AbstractChanges in species’ distributions are classically projected based on their climate envelopes. For Siberian forests, which have a tremendous significance for vegetation-climate feedbacks, this implies future shifts of each of the forest-forming larch (Larix) species to the north-east. However, in addition to abiotic factors, reliable projections must assess the role of historical biogeography and biotic interactions. Here, we use sedimentary ancient DNA and individual-based modelling to investigate the distribution of larch species and mitochondrial haplotypes through space and time across the treeline ecotone on the southern Taymyr peninsula, which at the same time presents a boundary area of two larch species. We find spatial and temporal patterns, which suggest that forest density is the most influential driver determining the precise distribution of species and mitochondrial haplotypes.
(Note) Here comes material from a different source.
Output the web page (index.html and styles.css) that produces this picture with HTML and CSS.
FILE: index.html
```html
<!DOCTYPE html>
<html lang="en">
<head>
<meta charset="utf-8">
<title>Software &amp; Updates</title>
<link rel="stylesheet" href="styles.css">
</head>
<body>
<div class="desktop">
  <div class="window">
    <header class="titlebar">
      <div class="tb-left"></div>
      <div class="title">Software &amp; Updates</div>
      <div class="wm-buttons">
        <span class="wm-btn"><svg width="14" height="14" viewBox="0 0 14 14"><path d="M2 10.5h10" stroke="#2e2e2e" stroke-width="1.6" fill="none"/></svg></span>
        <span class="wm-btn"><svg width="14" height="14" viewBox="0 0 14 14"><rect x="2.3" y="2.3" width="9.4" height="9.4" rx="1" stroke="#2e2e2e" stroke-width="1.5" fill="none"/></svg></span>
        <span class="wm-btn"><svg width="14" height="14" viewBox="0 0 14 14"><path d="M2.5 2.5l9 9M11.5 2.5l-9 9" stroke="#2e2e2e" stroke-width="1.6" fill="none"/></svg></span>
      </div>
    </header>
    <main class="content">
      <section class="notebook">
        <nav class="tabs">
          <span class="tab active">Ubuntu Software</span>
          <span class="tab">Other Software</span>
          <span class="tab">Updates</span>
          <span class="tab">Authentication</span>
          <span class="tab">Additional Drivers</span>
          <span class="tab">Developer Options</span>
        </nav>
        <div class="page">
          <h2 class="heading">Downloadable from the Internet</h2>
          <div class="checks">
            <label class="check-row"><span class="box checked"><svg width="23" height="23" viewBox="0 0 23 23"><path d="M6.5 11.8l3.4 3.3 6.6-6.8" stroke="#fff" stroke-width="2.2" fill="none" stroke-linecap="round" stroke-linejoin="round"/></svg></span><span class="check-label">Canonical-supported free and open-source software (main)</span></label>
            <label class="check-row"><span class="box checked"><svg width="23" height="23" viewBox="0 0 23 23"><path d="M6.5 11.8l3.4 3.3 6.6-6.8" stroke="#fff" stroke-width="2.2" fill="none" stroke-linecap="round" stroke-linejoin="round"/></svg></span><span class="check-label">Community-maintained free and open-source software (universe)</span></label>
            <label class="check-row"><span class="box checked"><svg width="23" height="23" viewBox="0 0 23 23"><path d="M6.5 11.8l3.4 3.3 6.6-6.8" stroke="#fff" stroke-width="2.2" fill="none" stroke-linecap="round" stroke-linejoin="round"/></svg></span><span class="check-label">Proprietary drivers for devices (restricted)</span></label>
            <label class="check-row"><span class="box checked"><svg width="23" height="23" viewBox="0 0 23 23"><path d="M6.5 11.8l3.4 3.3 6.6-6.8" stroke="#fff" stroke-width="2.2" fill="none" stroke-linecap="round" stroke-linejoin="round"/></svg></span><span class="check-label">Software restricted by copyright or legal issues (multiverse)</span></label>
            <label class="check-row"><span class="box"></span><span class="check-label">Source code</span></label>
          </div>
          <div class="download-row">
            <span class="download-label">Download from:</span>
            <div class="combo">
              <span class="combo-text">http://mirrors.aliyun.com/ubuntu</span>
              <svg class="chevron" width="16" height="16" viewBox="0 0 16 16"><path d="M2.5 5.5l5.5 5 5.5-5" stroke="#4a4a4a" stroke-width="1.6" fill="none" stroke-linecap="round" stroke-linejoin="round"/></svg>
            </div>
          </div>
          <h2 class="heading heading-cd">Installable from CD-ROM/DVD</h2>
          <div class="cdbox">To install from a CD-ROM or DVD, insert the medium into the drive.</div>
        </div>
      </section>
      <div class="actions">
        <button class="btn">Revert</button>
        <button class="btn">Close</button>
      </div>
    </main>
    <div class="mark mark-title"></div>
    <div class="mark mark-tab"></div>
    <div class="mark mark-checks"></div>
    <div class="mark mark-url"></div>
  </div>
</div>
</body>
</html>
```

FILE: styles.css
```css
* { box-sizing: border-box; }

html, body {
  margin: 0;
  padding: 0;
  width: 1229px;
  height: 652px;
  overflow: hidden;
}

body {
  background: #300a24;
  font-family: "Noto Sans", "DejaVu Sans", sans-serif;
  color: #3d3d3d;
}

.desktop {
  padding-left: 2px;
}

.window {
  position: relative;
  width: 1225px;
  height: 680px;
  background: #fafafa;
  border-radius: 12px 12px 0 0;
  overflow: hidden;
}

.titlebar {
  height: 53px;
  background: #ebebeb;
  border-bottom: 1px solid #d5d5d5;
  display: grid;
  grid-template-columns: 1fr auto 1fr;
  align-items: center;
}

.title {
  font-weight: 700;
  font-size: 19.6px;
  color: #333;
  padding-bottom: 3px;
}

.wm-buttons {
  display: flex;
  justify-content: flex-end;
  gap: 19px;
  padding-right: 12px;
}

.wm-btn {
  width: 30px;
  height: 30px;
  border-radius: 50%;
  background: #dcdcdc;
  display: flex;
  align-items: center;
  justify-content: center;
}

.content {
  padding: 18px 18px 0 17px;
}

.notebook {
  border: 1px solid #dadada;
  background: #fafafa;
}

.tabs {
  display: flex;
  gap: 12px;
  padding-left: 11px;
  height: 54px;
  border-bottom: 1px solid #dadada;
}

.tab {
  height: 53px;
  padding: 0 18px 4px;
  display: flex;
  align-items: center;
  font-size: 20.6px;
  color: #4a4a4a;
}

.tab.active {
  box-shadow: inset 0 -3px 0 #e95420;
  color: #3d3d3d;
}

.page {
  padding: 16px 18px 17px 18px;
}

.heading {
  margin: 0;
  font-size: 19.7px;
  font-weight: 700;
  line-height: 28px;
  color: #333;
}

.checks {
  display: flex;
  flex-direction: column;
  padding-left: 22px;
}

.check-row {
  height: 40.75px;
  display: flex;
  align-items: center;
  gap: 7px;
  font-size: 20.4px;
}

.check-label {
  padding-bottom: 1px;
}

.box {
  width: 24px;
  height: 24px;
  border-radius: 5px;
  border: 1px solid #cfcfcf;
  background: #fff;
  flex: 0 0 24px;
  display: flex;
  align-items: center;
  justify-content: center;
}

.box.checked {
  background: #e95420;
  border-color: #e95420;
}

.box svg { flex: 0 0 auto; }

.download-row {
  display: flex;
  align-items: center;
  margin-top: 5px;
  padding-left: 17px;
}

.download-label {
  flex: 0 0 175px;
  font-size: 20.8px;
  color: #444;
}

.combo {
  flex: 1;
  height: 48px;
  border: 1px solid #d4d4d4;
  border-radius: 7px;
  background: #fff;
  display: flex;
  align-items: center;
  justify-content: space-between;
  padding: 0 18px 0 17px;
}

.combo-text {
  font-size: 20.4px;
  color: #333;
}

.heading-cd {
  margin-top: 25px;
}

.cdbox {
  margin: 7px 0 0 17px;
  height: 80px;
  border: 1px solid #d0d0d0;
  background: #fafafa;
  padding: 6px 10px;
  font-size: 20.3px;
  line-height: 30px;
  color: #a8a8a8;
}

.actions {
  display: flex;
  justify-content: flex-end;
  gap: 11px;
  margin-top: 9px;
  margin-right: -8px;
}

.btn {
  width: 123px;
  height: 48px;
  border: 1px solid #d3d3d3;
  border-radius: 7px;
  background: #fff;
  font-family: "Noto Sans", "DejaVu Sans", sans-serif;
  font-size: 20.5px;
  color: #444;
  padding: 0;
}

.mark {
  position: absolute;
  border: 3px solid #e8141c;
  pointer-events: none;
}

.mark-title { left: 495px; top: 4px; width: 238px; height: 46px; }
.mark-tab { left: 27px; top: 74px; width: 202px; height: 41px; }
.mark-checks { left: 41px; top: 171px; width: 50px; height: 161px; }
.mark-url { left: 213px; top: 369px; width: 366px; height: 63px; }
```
This suggests a strong influence of competition on the species’ range shifts. These findings imply possible climate change outcomes that are directly opposed to projections based purely on climate envelopes. Investigations of such fine-scale processes of biodiversity change through time are possible using paleoenvironmental DNA, which is available much more readily than visible fossils and can provide information at a level of resolution that is not reached in classical palaeoecology.